In other words, the intended effect of PUT is standardized (create or replace the state of the target resource with the state defined by the representation enclosed in the request) and so is generic to all target resources, while the intended effect of POST is not standardized and so is specific to each target resource. Thus POST can be used for anything, including for achieving the intended effects of PUT and other request methods (GET, HEAD, DELETE, CONNECT, OPTIONS, and TRACE).

But it is recommended to always use the more specialized request method rather than POST when applicable because it provides more information to intermediaries for automating information retrieval (since GET, HEAD, OPTIONS, and TRACE are defined as safe), handling communication failure (since GET, HEAD, PUT, DELETE, OPTIONS, and TRACE are defined as idempotent), and optimizing cache performance (since GET and HEAD are defined as cacheable), as explained in It Is Okay to Use POST (Roy Fielding, 2009):

POST only becomes an issue when it is used in a situation for which some other method is ideally suited: e.g., retrieval of information that should be a representation of some resource (GET), complete replacement of a representation (PUT), or any of the other standardized methods that tell intermediaries something more valuable than “this may change something.” The other methods are more valuable to intermediaries because they say something about how failures can be automatically handled and how intermediate caches can optimize their behavior.
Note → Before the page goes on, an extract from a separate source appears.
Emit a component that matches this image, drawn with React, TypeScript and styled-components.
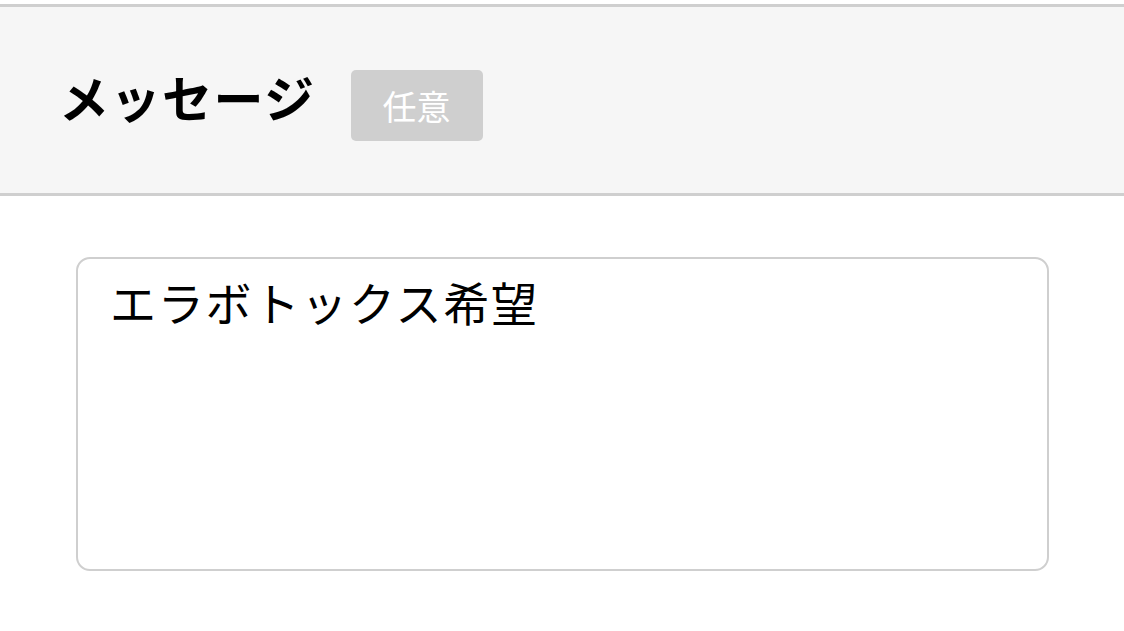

POST does not have those characteristics, but that doesn’t mean we can live without it. POST serves many useful purposes in HTTP, including the general purpose of “this action isn’t worth standardizing.”

Answered   2023-09-20 19:59:09

If you are familiar with database operations, there are

  1. Select
  2. Insert
  3. Update
  4. Delete
  5. Merge (Update if already existing, else insert)

I use PUT for Merge and update like operations and use POST for Insertions.